Hung Hua Construction
- Native name: 宏華營造股份有限公司
- Headquarters: North, Taichung, Taiwan
- Website: Official website

= Hung Hua Construction =

Taiwanese construction company

Hung Hua Construction (HCC; 宏華營造股份有限公司 (Hóng Huá Yíngzào Gǔfèn Yǒuxiàn Gōngsī)) is a major Taiwanese construction contractor which specializes is coastal and offshore work.

==Overview==
Hung Hua Construction is the largest maritime engineering company in Taiwan.

They are based in Taichung, Taiwan.

==History==
HCC helped Jan De Nul set up their operations in Taiwan and has partnered with them on a number of projects.

==Fleet==
HCC has the largest fleet of nearshore working vessels in Taiwan. In 2019 HCC ordered a pair of crew transfer vessels from Damen Group. The two vessels were delivered in January 2021 with a third ordered.
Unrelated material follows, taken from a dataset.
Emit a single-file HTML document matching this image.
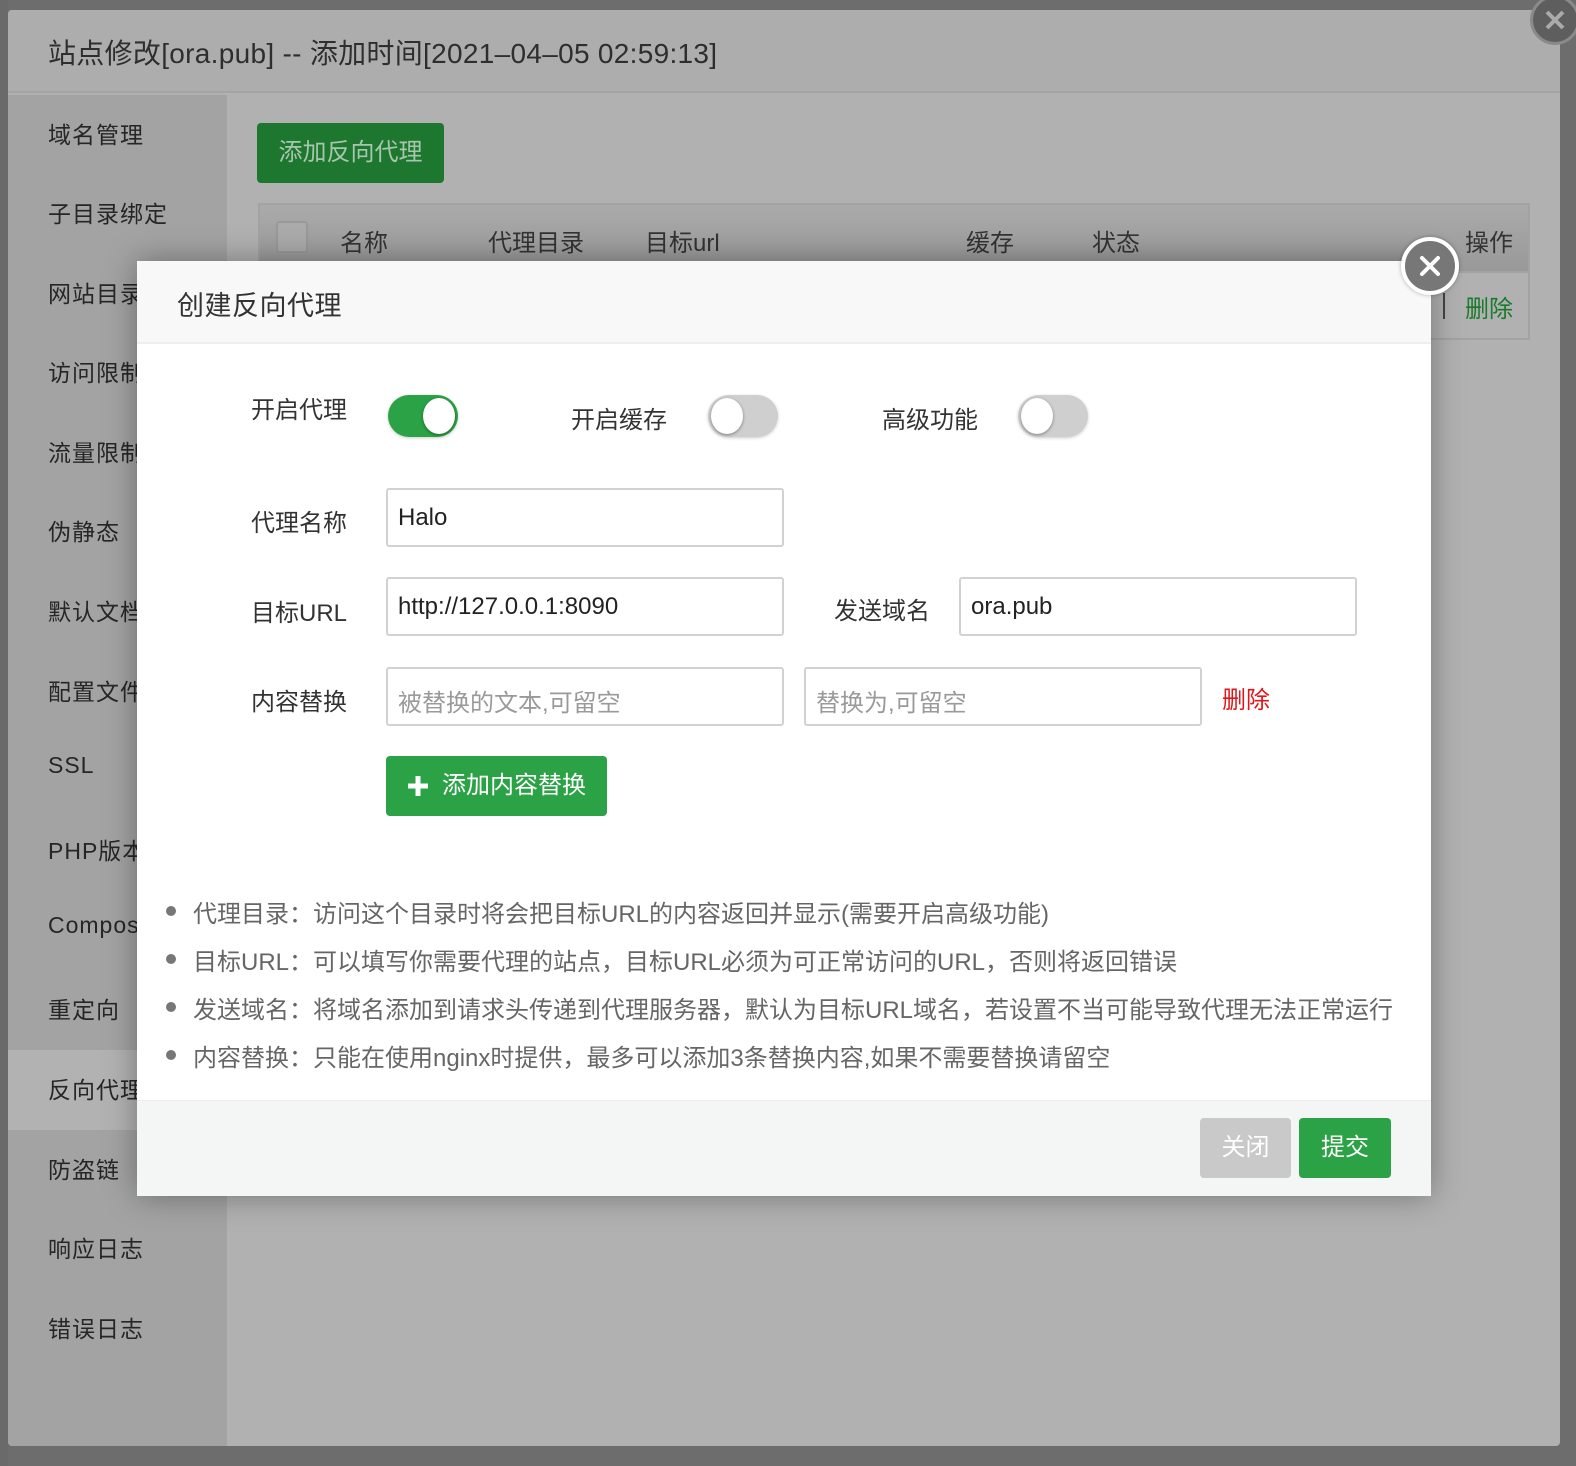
<!DOCTYPE html>
<html><head><meta charset="utf-8"><style>
*{margin:0;padding:0;box-sizing:border-box}
body{width:1576px;height:1466px;background:#6d6d6d;position:relative;overflow:hidden;font-family:"Liberation Sans","Noto Sans CJK SC",sans-serif;color:#333}
.a{position:absolute}
.lstrip{left:0;top:0;width:8px;height:1466px;background:#6a6a6a}
.outer{left:8px;top:10px;width:1552px;height:1436px;background:#b1b1b1;border-radius:4px;overflow:hidden}
.ohd{left:0;top:0;width:1552px;height:83px;background:#adadad;border-bottom:2px solid #a4a4a4;font-size:28px;color:#2e2e2e;padding:22px 0 0 40px;letter-spacing:0.3px}
.side{left:0;top:85px;width:219px;height:1351px;background:#a3a3a3}
.side div{position:absolute;left:40px;font-size:23px;color:#262626;letter-spacing:1px}
.act{left:0;top:955px;width:219px;height:80px;background:#b2b2b2}
.btn1{left:249px;top:113px;width:187px;height:60px;background:#1e772f;border-radius:4px;color:#a7c6ad;font-size:24px;text-align:center;line-height:60px}
.tbl{left:250px;top:193px;width:1272px;height:137px;border:2px solid #a3a3a3}
.th{left:0;top:0;width:1268px;height:68px;background:linear-gradient(#aaa,#999);border-bottom:2px solid #a3a3a3}
.th span{position:absolute;top:18px;font-size:24px;color:#333}
.cb{left:16px;top:16px;width:32px;height:32px;border:2px solid #999;border-radius:3px;background:#ababab}
.bx{left:1530px;top:-5px;width:50px;height:50px;border-radius:50%;background:#5e5e5e;border:3px solid #8a8a8a}
.dlg{left:137px;top:261px;width:1294px;height:935px;background:#fff;box-shadow:0 0 30px rgba(0,0,0,.35)}
.dhd{left:0;top:0;width:1294px;height:83px;background:#f8f8f8;border-bottom:2px solid #efefef;font-size:27px;padding:23px 0 0 40px;color:#333;letter-spacing:0.5px}
.lbl{font-size:24px;color:#333}
.tg{width:70px;height:42px;border-radius:21px;background:#cfcfcf;box-shadow:0 1px 3px rgba(0,0,0,.2)}
.tg i{position:absolute;top:3px;left:3px;width:32px;height:36px;border-radius:50%;background:#fff;box-shadow:0 1px 3px rgba(0,0,0,.4)}
.tg.on{background:#2ba245}.tg.on i{left:35px}
.in{height:59px;border:2px solid #d2d2d2;border-radius:3px;font-size:24px;padding:14px 0 0 10px;color:#222;background:#fff}
.ph{color:#9a9a9a}
.gbtn{left:249px;top:495px;width:221px;height:60px;background:#2ba245;border-radius:4px;color:#fff;font-size:24px;line-height:60px;padding-left:56px}
.note{font-size:24px;color:#666;letter-spacing:0;white-space:nowrap}
.note b{position:absolute;left:-27px;top:12px;width:10px;height:10px;border-radius:50%;background:#777}
.ft{left:0;top:839px;width:1294px;height:96px;background:#f4f6f5;border-top:1px solid #eceeed}
.cx{left:1264px;top:-24px;width:58px;height:58px;border-radius:50%;background:#777;border:4px solid #fff;box-shadow:0 0 4px rgba(0,0,0,.3)}
</style></head><body>
<div class="a lstrip"></div>
<div class="a outer">
 <div class="a ohd">站点修改[ora.pub] -- 添加时间[2021–04–05 02:59:13]</div>
 <div class="a side">
  <div class="a act" style="left:0"></div>
  <div style="top:21px">域名管理</div><div style="top:100px">子目录绑定</div><div style="top:180px">网站目录</div><div style="top:259px">访问限制</div><div style="top:339px">流量限制</div><div style="top:418px">伪静态</div><div style="top:498px">默认文档</div><div style="top:578px">配置文件</div><div style="top:657px">SSL</div><div style="top:737px">PHP版本</div><div style="top:817px">Composer</div><div style="top:896px">重定向</div><div style="top:976px">反向代理</div><div style="top:1056px">防盗链</div><div style="top:1135px">响应日志</div><div style="top:1215px">错误日志</div>
 </div>
 <div class="a btn1">添加反向代理</div>
 <div class="a tbl">
  <div class="a th"><div class="a cb"></div>
   <span style="left:80px">名称</span><span style="left:228px">代理目录</span><span style="left:385px">目标url</span><span style="left:706px">缓存</span><span style="left:832px">状态</span><span style="left:1205px">操作</span></div>
  <span class="a" style="left:1183px;top:88px;width:2px;height:26px;background:#444"></span>
  <span class="a" style="left:1205px;top:84px;font-size:24px;color:#1a7a2c">删除</span>
 </div>
</div>
<div class="a bx"><svg width="44" height="44" style="position:absolute;left:0;top:0"><path d="M14 14L30 30M30 14L14 30" stroke="#aaa" stroke-width="4"/></svg></div>
<div class="a dlg">
 <div class="a dhd">创建反向代理</div>
 <div class="a cx"><svg width="50" height="50"><path d="M17 17L33 33M33 17L17 33" stroke="#fff" stroke-width="4" stroke-linecap="round"/></svg></div>
 <div class="a lbl" style="left:114px;top:129px">开启代理</div>
 <div class="a tg on" style="left:251px;top:134px"><i></i></div>
 <div class="a lbl" style="left:434px;top:139px">开启缓存</div>
 <div class="a tg" style="left:571px;top:134px"><i></i></div>
 <div class="a lbl" style="left:745px;top:139px">高级功能</div>
 <div class="a tg" style="left:881px;top:134px"><i></i></div>
 <div class="a lbl" style="left:114px;top:242px">代理名称</div>
 <div class="a in" style="left:249px;top:227px;width:398px">Halo</div>
 <div class="a lbl" style="left:114px;top:332px">目标URL</div>
 <div class="a in" style="left:249px;top:316px;width:398px">http://127.0.0.1:8090</div>
 <div class="a lbl" style="left:697px;top:330px">发送域名</div>
 <div class="a in" style="left:822px;top:316px;width:398px">ora.pub</div>
 <div class="a lbl" style="left:114px;top:421px">内容替换</div>
 <div class="a in ph" style="left:249px;top:406px;width:398px">被替换的文本,可留空</div>
 <div class="a in ph" style="left:667px;top:406px;width:398px">替换为,可留空</div>
 <div class="a lbl" style="left:1085px;top:419px;color:#e0161b">删除</div>
 <div class="a gbtn"><svg width="24" height="24" style="position:absolute;left:20px;top:18px"><path d="M12 2V22M2 12H22" stroke="#fff" stroke-width="5"/></svg>添加内容替换</div>
 <div class="a note" style="left:56px;top:633px"><b></b>代理目录：访问这个目录时将会把目标URL的内容返回并显示(需要开启高级功能)</div>
 <div class="a note" style="left:56px;top:681px"><b></b>目标URL：可以填写你需要代理的站点，目标URL必须为可正常访问的URL，否则将返回错误</div>
 <div class="a note" style="left:56px;top:729px"><b></b>发送域名：将域名添加到请求头传递到代理服务器，默认为目标URL域名，若设置不当可能导致代理无法正常运行</div>
 <div class="a note" style="left:56px;top:777px"><b></b>内容替换：只能在使用nginx时提供，最多可以添加3条替换内容,如果不需要替换请留空</div>
 <div class="a ft">
  <div class="a" style="left:1063px;top:17px;width:91px;height:60px;background:#c9c9c9;border-radius:4px;color:#fff;font-size:24px;text-align:center;line-height:60px">关闭</div>
  <div class="a" style="left:1162px;top:17px;width:92px;height:60px;background:#2ba245;border-radius:4px;color:#fff;font-size:24px;text-align:center;line-height:60px">提交</div>
 </div>
</div>
</body></html>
A number of HCC's vessels are operated by wholly owned subsidiary Dong Fang Offshore (DFO).

===Vessels===
- DF Buffalo, 330 ft barge
- Orient No. 8, Anchor handling tug
- Falcon No. 5, Damen FCS 2710
- Falcon No. 6, Damen FCS 2710

==Awards==
The Taiwanese Public Construction Commission has awarded HCC two Gold Quality Medals and High Distinction Award.